HPA will scale up if either CPU or memory exceeds its target. So if CPU is at 40% but memory hits 85%, HPA will still add pods.

Example: If your 4 pods are averaging 85% CPU (or 85% memory), HPA will add more pods. If both drop below target, HPA will (after 5 minutes) remove pods back to the minimum of 4.

Level 2: Node Autoscaling (Cluster Autoscaler)

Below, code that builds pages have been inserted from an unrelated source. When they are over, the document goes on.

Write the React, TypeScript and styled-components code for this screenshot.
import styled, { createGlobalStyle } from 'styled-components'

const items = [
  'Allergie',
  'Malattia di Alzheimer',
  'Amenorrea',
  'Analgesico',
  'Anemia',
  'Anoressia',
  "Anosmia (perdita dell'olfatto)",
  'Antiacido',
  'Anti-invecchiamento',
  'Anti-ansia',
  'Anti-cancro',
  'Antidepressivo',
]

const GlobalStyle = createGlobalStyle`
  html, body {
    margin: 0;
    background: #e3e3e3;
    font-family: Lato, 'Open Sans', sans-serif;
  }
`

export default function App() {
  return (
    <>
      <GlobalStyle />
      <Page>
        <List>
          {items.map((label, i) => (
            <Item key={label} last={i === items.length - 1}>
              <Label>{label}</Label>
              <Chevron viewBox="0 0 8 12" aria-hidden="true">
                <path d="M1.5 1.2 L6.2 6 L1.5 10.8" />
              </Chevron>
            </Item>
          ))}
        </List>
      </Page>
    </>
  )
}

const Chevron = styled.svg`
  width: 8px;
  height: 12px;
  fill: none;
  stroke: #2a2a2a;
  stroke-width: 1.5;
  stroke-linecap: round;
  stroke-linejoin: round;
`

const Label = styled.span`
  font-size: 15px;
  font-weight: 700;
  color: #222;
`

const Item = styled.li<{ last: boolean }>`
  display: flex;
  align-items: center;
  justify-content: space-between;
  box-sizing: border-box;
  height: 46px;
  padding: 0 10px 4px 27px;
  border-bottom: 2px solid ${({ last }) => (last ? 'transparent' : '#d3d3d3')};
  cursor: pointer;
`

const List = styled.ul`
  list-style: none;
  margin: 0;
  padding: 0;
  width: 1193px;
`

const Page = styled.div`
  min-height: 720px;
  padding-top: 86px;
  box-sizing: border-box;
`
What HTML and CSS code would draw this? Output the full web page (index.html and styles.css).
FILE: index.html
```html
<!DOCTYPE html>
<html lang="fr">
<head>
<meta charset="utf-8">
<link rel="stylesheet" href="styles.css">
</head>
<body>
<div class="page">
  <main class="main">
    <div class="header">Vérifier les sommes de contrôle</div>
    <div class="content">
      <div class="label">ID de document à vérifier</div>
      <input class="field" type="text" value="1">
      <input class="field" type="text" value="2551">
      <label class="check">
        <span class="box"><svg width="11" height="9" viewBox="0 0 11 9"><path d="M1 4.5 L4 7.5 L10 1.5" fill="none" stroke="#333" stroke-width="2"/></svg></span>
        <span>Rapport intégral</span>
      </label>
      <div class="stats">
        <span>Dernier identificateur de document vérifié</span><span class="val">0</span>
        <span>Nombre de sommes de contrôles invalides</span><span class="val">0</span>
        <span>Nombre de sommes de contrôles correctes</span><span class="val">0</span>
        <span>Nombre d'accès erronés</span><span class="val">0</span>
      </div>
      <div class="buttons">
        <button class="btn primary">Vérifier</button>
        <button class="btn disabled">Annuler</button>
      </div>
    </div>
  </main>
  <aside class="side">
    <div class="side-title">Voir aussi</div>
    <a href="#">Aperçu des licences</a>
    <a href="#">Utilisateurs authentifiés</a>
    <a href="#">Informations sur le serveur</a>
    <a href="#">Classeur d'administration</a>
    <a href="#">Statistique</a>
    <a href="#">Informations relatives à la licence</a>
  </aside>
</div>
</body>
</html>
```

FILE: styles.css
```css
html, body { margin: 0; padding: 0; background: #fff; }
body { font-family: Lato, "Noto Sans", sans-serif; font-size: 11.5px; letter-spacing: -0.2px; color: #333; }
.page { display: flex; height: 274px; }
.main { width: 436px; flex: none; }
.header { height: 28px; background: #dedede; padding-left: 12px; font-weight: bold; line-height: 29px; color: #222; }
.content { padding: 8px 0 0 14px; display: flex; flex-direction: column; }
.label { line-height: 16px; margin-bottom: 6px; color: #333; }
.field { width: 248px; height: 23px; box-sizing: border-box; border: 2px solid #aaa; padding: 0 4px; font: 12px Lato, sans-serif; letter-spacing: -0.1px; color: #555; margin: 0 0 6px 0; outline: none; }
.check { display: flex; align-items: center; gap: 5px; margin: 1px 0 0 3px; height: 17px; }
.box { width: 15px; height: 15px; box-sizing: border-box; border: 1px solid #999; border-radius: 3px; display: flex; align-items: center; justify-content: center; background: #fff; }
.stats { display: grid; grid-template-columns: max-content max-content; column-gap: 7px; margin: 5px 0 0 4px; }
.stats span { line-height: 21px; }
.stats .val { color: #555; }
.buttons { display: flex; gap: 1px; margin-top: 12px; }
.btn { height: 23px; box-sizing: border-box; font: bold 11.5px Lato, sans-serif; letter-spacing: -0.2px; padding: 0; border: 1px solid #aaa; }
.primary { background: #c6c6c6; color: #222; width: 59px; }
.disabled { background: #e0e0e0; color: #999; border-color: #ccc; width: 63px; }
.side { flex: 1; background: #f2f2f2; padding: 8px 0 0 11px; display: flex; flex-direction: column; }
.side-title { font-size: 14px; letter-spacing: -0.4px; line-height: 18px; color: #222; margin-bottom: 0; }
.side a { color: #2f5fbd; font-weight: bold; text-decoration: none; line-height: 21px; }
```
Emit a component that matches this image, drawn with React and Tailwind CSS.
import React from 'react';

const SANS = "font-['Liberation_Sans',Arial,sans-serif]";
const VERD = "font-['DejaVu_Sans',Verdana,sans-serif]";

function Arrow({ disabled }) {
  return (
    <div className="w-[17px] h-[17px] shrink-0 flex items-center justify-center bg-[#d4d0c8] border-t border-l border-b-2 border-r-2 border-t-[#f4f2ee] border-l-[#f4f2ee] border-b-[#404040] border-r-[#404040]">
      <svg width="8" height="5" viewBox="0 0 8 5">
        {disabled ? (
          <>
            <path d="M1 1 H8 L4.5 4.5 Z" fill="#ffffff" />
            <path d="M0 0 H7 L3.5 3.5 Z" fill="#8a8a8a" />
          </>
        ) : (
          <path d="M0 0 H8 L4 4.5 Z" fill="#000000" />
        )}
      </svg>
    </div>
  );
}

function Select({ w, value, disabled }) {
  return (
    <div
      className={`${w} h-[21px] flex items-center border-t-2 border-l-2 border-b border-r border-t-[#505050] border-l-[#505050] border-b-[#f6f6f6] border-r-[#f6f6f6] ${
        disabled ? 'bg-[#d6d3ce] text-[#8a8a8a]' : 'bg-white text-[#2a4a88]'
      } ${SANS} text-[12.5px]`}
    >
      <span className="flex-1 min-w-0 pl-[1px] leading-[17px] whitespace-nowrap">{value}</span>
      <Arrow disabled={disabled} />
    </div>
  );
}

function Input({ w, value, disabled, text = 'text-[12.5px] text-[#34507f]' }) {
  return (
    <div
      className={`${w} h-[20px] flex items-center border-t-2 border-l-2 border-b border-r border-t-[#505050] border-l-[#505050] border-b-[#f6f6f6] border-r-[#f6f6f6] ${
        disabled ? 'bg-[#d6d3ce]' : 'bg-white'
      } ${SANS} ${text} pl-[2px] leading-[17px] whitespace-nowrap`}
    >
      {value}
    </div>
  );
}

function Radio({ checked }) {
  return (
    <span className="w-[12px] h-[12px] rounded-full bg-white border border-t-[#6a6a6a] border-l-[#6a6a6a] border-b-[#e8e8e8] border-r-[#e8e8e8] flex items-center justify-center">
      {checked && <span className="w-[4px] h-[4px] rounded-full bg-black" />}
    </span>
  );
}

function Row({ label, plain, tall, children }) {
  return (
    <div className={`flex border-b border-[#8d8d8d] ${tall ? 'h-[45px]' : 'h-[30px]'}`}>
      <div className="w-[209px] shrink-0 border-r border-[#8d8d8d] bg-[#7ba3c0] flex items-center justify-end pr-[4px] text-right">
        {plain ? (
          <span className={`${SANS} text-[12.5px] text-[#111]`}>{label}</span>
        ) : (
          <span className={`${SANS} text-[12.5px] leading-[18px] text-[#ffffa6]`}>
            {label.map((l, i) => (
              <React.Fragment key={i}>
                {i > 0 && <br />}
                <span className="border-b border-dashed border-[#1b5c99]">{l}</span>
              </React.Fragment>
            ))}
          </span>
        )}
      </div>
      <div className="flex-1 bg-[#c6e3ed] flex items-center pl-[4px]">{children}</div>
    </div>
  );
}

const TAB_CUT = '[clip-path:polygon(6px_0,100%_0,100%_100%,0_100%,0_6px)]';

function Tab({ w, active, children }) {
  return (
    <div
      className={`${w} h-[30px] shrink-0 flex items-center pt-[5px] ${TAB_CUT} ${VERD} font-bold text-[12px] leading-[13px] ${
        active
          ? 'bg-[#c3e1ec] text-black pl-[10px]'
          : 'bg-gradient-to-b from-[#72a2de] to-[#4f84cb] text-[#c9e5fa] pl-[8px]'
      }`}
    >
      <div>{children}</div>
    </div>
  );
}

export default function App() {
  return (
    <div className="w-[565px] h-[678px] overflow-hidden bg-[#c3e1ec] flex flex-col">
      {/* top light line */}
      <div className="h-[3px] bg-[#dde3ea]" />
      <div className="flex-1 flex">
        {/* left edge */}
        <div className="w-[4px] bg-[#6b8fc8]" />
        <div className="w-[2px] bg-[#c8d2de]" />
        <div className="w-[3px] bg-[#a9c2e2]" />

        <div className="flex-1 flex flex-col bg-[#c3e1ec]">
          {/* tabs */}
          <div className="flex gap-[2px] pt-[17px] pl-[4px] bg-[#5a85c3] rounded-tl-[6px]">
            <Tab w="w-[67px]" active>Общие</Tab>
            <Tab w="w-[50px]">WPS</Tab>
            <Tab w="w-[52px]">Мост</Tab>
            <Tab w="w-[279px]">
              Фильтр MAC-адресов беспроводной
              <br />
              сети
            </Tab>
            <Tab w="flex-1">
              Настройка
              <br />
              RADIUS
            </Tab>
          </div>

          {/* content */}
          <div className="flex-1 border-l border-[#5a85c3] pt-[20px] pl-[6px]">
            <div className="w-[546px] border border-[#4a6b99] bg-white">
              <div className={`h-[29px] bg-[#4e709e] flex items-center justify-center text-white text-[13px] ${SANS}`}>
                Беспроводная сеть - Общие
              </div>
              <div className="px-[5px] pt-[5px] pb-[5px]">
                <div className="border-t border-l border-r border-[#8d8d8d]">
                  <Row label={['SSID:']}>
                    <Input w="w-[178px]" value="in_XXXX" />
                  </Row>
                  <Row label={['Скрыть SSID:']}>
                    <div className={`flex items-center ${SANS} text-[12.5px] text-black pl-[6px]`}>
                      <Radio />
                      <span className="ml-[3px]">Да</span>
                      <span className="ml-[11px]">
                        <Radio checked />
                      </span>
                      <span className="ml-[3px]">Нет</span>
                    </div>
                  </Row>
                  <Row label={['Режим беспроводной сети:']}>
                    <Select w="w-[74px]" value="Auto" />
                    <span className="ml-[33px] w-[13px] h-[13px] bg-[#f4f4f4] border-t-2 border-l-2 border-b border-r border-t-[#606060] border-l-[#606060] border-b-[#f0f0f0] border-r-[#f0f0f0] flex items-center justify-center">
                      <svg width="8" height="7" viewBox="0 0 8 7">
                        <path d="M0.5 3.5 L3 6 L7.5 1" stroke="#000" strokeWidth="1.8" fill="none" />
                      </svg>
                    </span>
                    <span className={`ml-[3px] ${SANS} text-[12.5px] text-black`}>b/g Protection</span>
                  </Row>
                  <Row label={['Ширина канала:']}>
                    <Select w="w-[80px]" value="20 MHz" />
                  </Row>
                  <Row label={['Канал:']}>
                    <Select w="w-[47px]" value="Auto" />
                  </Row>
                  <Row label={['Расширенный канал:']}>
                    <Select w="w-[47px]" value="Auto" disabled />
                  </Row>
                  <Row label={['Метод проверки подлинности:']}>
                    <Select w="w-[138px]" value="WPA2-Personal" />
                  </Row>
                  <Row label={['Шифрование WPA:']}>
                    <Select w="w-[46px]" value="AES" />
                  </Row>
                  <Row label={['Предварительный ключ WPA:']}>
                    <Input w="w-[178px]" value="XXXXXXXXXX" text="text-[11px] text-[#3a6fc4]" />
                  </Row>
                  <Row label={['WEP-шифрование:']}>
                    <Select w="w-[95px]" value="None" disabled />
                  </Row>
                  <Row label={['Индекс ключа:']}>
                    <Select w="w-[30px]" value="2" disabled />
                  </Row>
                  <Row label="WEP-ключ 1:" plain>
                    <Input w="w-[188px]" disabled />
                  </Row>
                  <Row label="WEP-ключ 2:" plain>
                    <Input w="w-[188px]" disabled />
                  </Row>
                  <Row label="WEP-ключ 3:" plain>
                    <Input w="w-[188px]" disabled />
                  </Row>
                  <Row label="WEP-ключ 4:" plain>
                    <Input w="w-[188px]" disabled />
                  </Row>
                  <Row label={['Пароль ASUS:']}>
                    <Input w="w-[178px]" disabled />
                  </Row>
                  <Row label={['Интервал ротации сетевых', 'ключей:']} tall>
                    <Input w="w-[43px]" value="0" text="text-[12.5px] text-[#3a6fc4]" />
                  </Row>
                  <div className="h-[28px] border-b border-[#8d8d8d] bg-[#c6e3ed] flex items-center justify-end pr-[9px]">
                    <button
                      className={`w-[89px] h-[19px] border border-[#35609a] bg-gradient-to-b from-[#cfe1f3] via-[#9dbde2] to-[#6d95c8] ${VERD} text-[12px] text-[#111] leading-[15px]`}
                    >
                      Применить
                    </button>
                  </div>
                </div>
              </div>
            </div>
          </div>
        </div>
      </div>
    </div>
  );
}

If HPA wants to add pods but there's no room on existing nodes, the Cluster Autoscaler adds new EC2 nodes.

Setting	Value
Min nodes	2
Max nodes	8
Scale down threshold	Node is underutilized if < 65% used
Scale down delay	Waits 5 minutes after adding a node before considering removal
Scale down wait	Node must be underutilized for 5 minutes straight
Strategy	"least-waste" — picks the node size that wastes the least resources

How they work together:

Traffic spikes
  → Pods CPU goes above 70%
  → HPA: "I need more pods!"
  → HPA creates new pods
  → If nodes are full, new pods are "Pending" (can't be scheduled)
  → Cluster Autoscaler sees Pending pods
  → Cluster Autoscaler: "I'll add a node!"
  → New EC2 node joins the cluster (~3-5 minutes)
  → Pending pods get scheduled on the new node

Traffic drops
  → Pods CPU drops below target
  → HPA: "Too many pods, removing some" (after 5 min cooldown)
  → Pods get removed
  → Some nodes become underutilized (< 65% used)
  → Cluster Autoscaler: "This node is mostly empty, removing it" (after 5 min)
  → Pods on that node get moved to other nodes first
  → Empty node is terminated

PodDisruptionBudget (PDB)

During voluntary disruptions (node drain, cluster upgrade, autoscaler removing a node), the PDB guarantees at least 50% of pods stay running. So if you have 4 pods, at least 2 must be alive during any maintenance operation.

Memory Safety Net

Instead of scheduled pod restarts (which would kill in-progress agent runs), we rely on K8s native mechanisms:

Memory-based HPA — When pods average > 80% memory, HPA adds more pods to spread the load
OOMKill + auto-restart — If a pod exceeds its 3Gi memory limit, K8s kills and restarts it automatically. The other pods keep serving traffic with zero downtime.

Health Checks

K8s constantly checks if your app is healthy using three probes. All three hit the same endpoint (/v1/health-docker on port 8000) but serve different purposes:

Startup Probe — "Has the app finished booting?"

Setting	Value
Initial delay	10 seconds
Check interval	Every 10 seconds
Max failures	12
Timeout per check	5 seconds

This gives the app up to 130 seconds (10s delay + 12 x 10s) to start. During this time, liveness and readiness probes are paused. This is important because our app takes a while to load models, connect to databases, etc.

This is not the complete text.